Today, not only words are being used to communicate ideas and thoughts, but photos are also. Sharing is not a new concept, but technology has promoted more sharing and in wider circles.

I am glad to see that sites like Flickr allow for restricted use so that educators or parents can have some control of the photo content the students are involved in. Although I am an advocate of teaching students how to handle what they may come across, rather than hiding it all from them, I fully understand concerns of parents and school districts. The restrictions allow educators to involve their students in a safe way.

Now I find myself wanting to join a blog discussion with educators about the different uses of media sharing in the classroom. What are the uses of media sharing in the classroom and how do they reflect the state standards we are so closely tied to, not just the technology standards, but throughout the curriculum?

Tuesday, October 2, 2007

Social Bookmarking

There is clearly a whole new world out there for us to explore. Much larger than it was for me when I was growing up, how did it get so large in such a short period of time? It is amazing to me how much is available to our students, but then the question arises, are we teaching our children to use these resources or are we teaching them to be successful in the world we grew up in?

There is the traditional classrom where students' work is done in isolation, how many classrooms can we walk into now that are still run in this traditional fashion, for at least part of the time?

A question from Will Richardson's book Blogs, Wikis, Podcasts, "Is it starting to feel like you need your own army to help you keep track of all the information you might need or want?" leads me to realize that I am not the only one who may be overwhelmed by all the information available. The amount of information available has grown, while the world of access has become smaller.

What has struck me most about social bookmarking, and blogs and wikis too, for that matter is the fact that they are continuous conversations among many participants. People are more than willing to share their ideas and resources with others, in order to improve their cause. They understand by doing this they will get something great in return and they are!

How amazing to a person who grew up thrilled when I had a project to research and I actually found one paragraph in the encylopedia that pertained to the subject. Do our children even realize how close they are to a wealth of knowledge from not only experts, but everyday people who have a lot to offer.

I love the ideas presented by Will Richardson in his book mentioned above, I feel like I can start tomorrow!

RSS Reader

I have always been amazed at the amount of information coming to us, it either causes me to shut down and back away or try to organize in a way that I can manage it without becoming overwhelmed.

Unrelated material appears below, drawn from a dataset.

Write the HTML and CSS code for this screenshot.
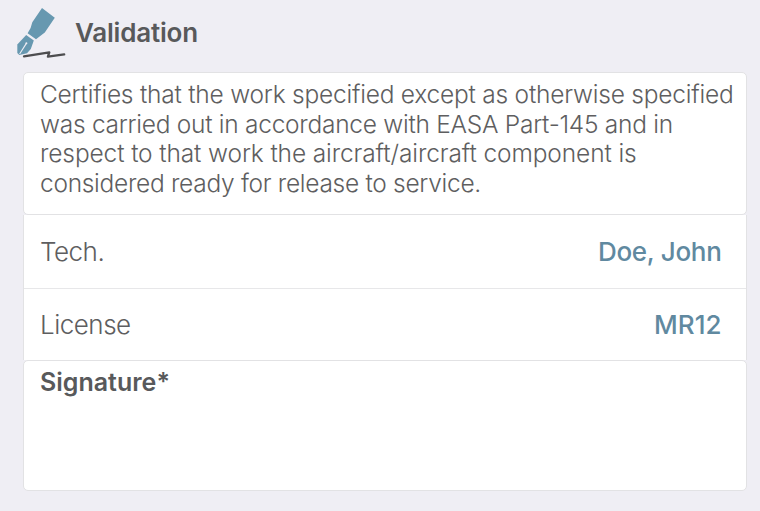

As more and more cooperative information gathering and reporting continues to happen, the more important it becomes to have assistance in organizing what is essential to the task at hand.

Although it takes some time initially I can see the benefits of a "Read Simple Syndication" program to allow the "real simple" user to keep track of all information that pertains to an interest or career.

I decided to test this new concept before using it with my students in the classroom. So I set up a RSS that would help me gather information about pottery, one of my favorite passtimes. I did then first by subscribing to a few blogs of interest. I then decided to expand on that so I went to and filled in the search terms, with pottery. I quickly learned to carefully define what I was looking for and put in terms like "mixing glazes" and "throwing clay" that way I got more of the behind the scenes information I was looking for. I also created on aggregator for the handmade baskets that I make, it helped me find some valuable information about techniques and other designs, what fun!

I can certainly see the benefits of using RSS feeds with my students. When I begin my unit on Global Warming, it will save me lots of time feeling like I am just stumbling across worthwhile information. It will also benefit the students in many ways, information will be at their fingertips and updated regularly, how quickly education is changing!! How important it is that we change the way we teach our students to learn.